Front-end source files
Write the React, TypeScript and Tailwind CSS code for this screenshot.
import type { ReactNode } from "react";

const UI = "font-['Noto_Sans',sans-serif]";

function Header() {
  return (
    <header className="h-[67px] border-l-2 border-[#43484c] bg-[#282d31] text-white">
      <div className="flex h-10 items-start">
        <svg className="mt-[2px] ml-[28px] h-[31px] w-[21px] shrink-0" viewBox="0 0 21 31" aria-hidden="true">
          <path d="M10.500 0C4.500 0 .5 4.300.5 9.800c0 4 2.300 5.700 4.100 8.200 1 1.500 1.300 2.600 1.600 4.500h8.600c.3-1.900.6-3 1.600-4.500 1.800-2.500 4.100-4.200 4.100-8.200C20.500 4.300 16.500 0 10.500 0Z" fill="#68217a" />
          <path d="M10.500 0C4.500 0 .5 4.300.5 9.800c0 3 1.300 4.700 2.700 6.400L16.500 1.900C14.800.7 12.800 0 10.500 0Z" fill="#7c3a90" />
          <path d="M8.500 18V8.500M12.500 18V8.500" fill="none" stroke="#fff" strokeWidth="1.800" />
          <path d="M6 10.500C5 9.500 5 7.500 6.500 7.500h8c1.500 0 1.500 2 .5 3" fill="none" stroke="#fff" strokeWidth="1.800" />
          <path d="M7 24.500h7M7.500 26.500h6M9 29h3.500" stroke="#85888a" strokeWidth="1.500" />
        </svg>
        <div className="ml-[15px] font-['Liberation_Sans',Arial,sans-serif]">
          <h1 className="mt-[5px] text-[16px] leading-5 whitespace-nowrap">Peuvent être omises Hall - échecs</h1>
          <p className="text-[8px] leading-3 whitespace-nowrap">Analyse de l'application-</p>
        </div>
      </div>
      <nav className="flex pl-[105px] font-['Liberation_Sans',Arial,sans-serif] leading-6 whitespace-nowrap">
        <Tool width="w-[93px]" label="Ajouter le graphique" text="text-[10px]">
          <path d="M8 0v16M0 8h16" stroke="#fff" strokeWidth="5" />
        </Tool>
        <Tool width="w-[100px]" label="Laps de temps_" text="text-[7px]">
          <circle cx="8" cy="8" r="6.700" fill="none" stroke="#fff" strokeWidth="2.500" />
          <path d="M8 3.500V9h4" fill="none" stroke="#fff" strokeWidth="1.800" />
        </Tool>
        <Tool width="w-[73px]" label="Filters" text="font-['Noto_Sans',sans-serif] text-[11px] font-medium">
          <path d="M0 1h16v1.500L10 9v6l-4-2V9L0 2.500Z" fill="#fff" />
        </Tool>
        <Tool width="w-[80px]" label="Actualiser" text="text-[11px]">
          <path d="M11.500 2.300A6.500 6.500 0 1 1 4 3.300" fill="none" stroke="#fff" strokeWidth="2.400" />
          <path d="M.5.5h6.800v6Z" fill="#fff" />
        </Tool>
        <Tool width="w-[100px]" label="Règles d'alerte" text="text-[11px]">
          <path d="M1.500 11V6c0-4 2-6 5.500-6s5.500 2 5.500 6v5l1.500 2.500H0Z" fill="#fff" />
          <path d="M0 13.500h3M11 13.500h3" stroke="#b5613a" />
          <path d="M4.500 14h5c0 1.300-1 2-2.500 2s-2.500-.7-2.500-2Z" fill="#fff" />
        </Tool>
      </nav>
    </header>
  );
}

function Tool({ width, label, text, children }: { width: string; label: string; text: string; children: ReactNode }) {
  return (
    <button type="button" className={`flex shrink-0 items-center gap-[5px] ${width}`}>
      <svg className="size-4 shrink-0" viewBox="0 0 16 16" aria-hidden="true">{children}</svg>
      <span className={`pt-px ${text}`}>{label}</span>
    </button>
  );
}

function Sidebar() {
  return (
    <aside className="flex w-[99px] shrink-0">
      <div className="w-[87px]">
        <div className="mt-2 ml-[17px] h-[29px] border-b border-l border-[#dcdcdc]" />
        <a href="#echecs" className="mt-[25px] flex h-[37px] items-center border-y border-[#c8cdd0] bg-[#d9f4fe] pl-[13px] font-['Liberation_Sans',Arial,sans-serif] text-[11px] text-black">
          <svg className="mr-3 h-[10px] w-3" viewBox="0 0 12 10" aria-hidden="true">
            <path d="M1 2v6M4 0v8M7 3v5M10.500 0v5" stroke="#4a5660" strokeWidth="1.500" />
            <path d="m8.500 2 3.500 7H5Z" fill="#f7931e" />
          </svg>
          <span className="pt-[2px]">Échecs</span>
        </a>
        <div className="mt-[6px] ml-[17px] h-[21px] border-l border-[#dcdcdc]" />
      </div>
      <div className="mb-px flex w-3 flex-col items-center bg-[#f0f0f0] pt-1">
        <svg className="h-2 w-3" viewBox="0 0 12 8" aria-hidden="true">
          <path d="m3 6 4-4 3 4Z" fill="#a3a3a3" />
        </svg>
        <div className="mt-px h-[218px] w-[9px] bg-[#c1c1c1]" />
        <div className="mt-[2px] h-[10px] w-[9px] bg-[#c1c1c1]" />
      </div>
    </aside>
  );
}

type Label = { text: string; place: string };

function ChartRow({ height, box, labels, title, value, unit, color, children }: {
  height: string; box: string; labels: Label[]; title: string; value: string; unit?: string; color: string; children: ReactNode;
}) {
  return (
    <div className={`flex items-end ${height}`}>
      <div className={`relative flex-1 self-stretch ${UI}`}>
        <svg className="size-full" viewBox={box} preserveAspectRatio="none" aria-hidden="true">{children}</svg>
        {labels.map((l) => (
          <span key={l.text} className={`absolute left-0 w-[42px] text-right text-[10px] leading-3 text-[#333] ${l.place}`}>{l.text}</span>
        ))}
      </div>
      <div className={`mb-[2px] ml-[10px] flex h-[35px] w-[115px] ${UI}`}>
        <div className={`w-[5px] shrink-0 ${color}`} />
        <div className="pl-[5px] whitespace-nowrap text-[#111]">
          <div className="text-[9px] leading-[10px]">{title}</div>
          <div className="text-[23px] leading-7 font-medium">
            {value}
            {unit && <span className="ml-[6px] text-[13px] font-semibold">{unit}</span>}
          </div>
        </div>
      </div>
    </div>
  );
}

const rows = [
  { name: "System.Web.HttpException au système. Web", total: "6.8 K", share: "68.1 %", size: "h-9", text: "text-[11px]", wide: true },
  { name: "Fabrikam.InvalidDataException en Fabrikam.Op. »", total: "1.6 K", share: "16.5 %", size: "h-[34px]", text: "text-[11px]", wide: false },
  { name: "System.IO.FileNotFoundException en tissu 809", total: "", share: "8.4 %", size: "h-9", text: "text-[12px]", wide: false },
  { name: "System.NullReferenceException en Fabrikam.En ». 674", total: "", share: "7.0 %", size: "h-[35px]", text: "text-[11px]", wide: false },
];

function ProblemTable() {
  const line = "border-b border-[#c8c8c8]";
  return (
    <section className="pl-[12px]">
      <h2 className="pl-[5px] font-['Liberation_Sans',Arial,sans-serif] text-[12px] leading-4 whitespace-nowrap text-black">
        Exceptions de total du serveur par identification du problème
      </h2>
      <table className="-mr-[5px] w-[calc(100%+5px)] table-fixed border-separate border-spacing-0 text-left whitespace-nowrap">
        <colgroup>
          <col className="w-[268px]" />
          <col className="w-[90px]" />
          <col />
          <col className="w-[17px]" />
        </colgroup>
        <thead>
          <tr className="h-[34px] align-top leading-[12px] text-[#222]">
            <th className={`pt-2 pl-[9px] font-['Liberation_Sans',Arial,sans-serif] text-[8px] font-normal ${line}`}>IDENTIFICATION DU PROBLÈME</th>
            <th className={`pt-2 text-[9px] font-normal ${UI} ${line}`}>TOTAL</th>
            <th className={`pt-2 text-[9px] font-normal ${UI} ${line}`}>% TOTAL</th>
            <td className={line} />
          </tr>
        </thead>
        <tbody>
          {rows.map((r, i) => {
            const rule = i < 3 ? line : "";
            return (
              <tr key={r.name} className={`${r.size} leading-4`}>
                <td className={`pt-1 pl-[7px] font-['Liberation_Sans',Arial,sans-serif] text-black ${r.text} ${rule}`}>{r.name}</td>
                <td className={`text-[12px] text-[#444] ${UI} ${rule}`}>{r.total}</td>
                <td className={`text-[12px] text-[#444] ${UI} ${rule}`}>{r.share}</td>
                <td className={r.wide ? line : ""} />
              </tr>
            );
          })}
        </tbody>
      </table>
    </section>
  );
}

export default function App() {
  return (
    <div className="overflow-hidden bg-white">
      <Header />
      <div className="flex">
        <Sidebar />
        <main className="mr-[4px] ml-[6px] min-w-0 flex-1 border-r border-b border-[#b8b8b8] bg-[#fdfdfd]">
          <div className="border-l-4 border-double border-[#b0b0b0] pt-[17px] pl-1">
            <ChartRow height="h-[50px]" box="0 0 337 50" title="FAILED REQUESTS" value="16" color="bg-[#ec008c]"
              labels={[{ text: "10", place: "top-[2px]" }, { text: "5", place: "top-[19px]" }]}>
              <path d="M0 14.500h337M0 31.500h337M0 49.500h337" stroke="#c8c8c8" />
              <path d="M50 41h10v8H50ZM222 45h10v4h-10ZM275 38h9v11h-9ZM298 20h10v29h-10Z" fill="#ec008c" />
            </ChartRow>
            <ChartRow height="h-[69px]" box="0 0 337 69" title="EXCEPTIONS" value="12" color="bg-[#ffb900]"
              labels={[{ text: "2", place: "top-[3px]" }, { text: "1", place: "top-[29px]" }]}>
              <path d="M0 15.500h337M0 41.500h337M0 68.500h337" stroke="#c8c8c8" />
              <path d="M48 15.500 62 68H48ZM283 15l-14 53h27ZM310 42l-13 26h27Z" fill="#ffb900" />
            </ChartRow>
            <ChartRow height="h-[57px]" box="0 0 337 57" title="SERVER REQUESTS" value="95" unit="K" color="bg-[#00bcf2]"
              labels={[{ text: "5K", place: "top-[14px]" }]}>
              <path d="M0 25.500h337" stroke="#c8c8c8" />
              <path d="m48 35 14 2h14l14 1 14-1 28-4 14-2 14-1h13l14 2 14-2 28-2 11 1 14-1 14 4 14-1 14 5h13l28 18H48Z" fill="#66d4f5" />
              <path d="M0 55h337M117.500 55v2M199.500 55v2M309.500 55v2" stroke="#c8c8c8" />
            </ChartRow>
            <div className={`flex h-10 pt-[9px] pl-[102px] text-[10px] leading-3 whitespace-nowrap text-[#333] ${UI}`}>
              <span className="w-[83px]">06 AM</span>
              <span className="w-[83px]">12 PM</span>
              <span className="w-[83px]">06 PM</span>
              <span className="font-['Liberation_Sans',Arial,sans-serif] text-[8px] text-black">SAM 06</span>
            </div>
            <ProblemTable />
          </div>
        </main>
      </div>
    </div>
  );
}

...

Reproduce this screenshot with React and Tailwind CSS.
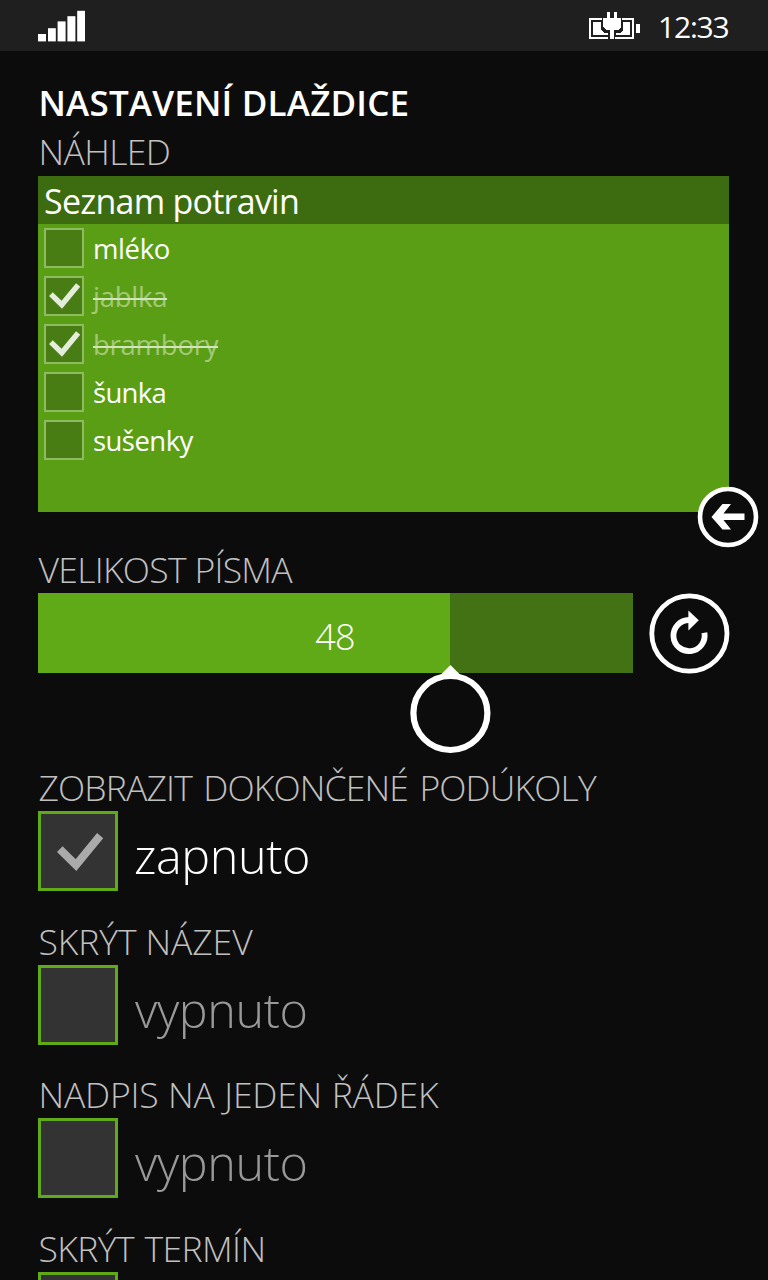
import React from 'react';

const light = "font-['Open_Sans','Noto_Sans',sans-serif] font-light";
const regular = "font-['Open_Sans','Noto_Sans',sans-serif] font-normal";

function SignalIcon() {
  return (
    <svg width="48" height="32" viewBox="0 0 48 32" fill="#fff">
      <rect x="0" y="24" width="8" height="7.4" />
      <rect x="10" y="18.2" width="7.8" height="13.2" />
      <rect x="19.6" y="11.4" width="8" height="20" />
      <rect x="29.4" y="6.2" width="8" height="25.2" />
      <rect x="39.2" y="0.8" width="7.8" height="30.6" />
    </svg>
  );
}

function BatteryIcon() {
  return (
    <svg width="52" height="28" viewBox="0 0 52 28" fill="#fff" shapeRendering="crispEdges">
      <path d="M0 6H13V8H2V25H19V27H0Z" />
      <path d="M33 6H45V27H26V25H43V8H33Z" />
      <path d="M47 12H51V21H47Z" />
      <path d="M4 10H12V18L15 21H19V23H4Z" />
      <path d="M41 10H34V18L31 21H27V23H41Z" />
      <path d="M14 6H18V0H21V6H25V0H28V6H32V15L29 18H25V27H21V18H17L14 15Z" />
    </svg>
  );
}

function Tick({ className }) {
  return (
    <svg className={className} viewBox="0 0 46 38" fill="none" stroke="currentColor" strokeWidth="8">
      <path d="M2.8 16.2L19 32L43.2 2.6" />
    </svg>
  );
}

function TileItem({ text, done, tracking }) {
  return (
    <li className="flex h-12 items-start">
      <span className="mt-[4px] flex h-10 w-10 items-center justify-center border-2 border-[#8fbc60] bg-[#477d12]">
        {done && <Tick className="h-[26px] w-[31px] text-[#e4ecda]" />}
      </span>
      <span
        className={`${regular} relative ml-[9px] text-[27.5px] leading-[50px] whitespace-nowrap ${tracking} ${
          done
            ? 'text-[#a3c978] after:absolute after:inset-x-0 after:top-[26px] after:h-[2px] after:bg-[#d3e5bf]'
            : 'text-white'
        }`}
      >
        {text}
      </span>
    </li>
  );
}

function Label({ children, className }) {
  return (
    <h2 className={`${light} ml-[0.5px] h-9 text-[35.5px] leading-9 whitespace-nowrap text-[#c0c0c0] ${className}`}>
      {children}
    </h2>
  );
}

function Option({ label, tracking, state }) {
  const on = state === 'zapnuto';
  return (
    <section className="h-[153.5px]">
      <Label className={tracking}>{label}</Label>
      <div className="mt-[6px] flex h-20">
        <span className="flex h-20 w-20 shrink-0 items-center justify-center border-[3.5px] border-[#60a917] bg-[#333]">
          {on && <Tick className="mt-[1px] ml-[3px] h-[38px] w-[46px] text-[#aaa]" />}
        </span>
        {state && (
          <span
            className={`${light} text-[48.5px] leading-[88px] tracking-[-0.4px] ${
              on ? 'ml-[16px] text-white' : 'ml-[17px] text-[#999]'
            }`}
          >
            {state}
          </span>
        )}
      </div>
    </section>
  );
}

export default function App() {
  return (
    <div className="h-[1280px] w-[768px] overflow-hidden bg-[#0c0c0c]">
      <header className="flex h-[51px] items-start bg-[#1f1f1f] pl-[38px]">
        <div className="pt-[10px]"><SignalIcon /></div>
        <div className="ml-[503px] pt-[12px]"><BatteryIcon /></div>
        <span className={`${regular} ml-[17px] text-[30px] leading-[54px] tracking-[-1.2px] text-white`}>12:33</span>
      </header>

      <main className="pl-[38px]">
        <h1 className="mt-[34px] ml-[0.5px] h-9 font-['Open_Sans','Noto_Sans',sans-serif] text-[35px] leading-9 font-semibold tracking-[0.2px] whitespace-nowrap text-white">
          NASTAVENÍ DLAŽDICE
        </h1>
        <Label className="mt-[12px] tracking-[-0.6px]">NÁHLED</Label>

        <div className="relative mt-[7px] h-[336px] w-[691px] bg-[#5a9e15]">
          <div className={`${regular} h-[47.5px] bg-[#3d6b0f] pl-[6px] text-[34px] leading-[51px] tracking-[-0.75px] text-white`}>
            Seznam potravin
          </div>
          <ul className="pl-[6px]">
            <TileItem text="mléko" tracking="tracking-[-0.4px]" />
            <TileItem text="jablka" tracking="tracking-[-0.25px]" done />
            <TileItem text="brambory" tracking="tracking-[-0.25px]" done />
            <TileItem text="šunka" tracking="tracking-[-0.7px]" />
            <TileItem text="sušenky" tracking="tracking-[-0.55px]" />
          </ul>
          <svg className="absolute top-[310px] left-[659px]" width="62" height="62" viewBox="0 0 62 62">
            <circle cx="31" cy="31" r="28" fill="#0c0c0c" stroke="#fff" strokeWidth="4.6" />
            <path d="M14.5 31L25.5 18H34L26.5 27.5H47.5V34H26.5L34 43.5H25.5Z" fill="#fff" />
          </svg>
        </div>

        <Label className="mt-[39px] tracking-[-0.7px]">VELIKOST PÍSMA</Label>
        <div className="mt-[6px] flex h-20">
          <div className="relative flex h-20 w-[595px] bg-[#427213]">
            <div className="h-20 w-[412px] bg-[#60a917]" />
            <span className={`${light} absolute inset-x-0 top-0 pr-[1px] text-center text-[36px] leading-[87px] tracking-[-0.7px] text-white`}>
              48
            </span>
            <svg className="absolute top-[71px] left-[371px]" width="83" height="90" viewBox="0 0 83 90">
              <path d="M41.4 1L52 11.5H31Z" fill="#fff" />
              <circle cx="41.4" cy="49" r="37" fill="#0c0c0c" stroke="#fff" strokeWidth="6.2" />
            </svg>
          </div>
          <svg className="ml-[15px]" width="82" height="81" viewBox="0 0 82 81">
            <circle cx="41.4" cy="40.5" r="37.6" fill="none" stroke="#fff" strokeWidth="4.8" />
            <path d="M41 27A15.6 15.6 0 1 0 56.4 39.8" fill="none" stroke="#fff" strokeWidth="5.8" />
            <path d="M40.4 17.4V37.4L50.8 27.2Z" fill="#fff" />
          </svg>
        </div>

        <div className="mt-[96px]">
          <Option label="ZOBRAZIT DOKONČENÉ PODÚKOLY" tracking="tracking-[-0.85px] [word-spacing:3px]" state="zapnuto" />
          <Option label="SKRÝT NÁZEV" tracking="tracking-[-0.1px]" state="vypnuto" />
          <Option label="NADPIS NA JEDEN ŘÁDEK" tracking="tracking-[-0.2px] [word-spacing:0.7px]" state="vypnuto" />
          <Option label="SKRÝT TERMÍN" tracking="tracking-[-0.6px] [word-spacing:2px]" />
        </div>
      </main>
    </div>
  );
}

* **Task prompt**
Go through the material line by line. Show each line that contains the string "this".

* **Solution**
Write the React, TypeScript and Tailwind CSS code for this screenshot.
Reproduce this screenshot with React and Tailwind CSS.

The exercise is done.